# Introducing........ Brandy!!!



## hartman studio (Feb 14, 2008)

Brandy is 12 weeks old and the most adorable little Hav. She is smart, sweet, gentle, and playful. She has only had a couple of "accidents" in almost 1 week!!:angel:

Unfortunately she is not mine!!! 

But she belongs to my Mom!!!!!!
So, I can go see her as much as I like-which has been almost daily!

So here are some pics of her since I know we all like puppy pictures!


----------



## AmeliasBabaloo (Jul 16, 2009)

what a little cutie


----------



## mintchip (Apr 19, 2007)

Adorable!


----------



## Julie (Feb 8, 2007)

Oh she is a cutie! Lucky for you your Mom got a hav! Now you can "hav" your own built in playdates! :thumb:


----------



## hartman studio (Feb 14, 2008)

Here's a few more pictures (I'd forgotten to resize them in the first post!)


----------



## hartman studio (Feb 14, 2008)

and one more...


----------



## hartman studio (Feb 14, 2008)

OK, maybe just one more!!!! Can you tell I'm the proud auntie??


----------



## clare (Feb 6, 2010)

Oh she looks a real little lady.Just lovely.


----------



## motherslittlehelper (Mar 18, 2010)

What a sweet little face! Congratulations to your mom. Lucky you too, getting to see her so often!


----------



## Lilly'sMom (Jan 28, 2010)

What a face!


----------



## Kathie (Jul 31, 2008)

What a great way to satisfy IWAP! She is sooo adorable!


----------



## krandall (Jun 11, 2009)

hartman studio said:


> Brandy is 12 weeks old and the most adorable little Hav. She is smart, sweet, gentle, and playful. She has only had a couple of "accidents" in almost 1 week!!:angel:
> 
> Unfortunately she is not mine!!!
> 
> ...


What a cutie... and that's the BEST way to do a puppy! All the fun, and let someone else do the work!


----------



## Poornima (Jun 29, 2007)

Brandy is adorable.


----------



## Milo's Mom (Aug 31, 2008)

She's ADORABLE!


----------



## juliav (Nov 21, 2006)

She is adorable! Congratulations to you and your mother.


----------



## The Laughing Magpie (Aug 20, 2009)

She is a cutie. Look at that face.


----------



## whimsy (Apr 3, 2010)

what a little smoocher!!!! cute as a button!!


----------



## irnfit (Nov 21, 2006)

Congrats to your Mom! Brandy is adorable.


----------



## Wyndward Havanese (May 9, 2008)

Super cute! So glad your mom found her new little best friend. 8)


----------



## michi715 (Apr 8, 2008)

What a cutie!!! She looks teeny!


----------



## hartman studio (Feb 14, 2008)

thanks, everyone for all your nice comments- I'll pass them on to my Mom. I plan to bring Cocotini to meet Brandy later this week, so I'll post some pictures of their meeting!


----------



## pjewel (Apr 11, 2007)

Oh, she is sooooo cute! Where did she come from? How great for you and your mom.


----------



## good buddy (Feb 20, 2007)

What a cutie!


----------



## trueblue (Jan 22, 2008)

What an adorable little puppy! Congratulations on your new sister


----------



## hartman studio (Feb 14, 2008)

Geri, she is from Carney's Havanese near Detroit. My Mom and sister flew up to see her and fell in love with her. The daddy is Los Perritos An Heir about Him (from Pan and Laredo) owned by Charlene Edwards of CSTA Havanese.


----------



## DorothyS (Aug 11, 2009)

Awww! Too cute!


----------



## jacqui (Aug 7, 2007)

Jocelyn,

Thanks so much for sharing the photos of Brandy. I miss her terribly!

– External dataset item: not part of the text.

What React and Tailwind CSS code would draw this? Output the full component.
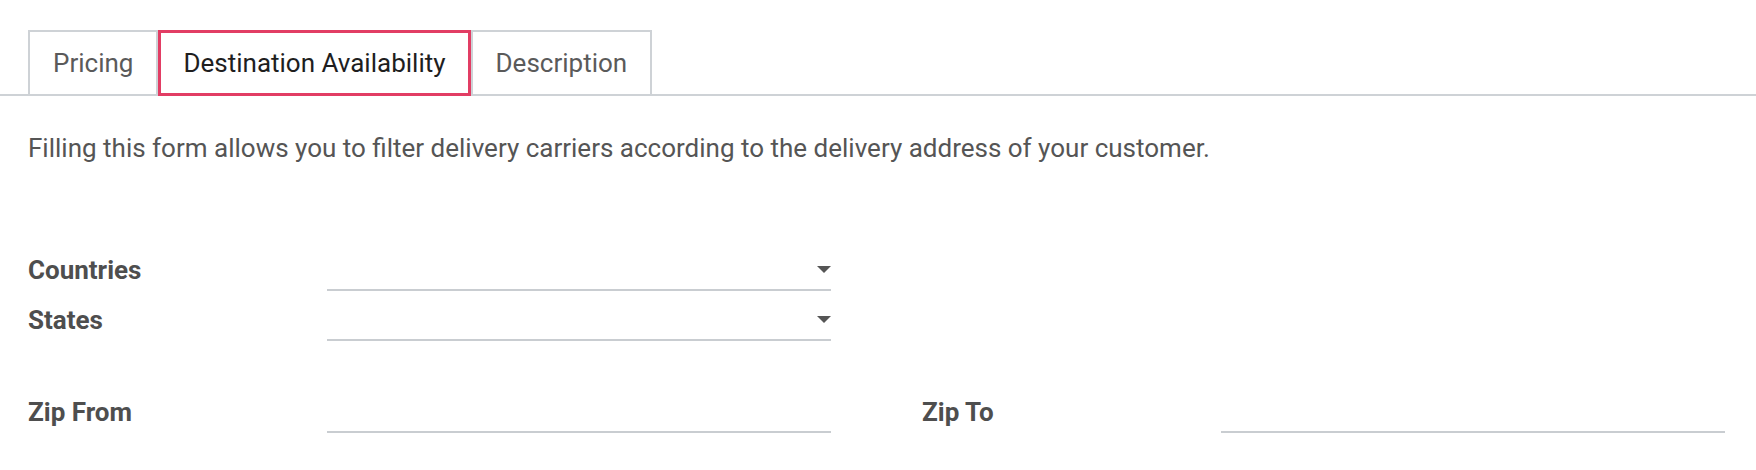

Now I have even more reason to post to this forum instead of hiding in the shadows for so many years. 

Trying to put together an album too of the puppies and Phoebe.


----------



## hartman studio (Feb 14, 2008)

Jacqui- so glad to see you on the forum!! Welcome!!!:tea:


----------



## Missy (Nov 6, 2006)

Brandy is your little "sister" I believe 
If she is your mom's.LOL. What ever the relation she is spectacular!


----------



## ama0722 (Nov 28, 2006)

Adorable! What sweet puppy breath and how nice you don't have to clean up after it


----------



## Laurief (Nov 7, 2006)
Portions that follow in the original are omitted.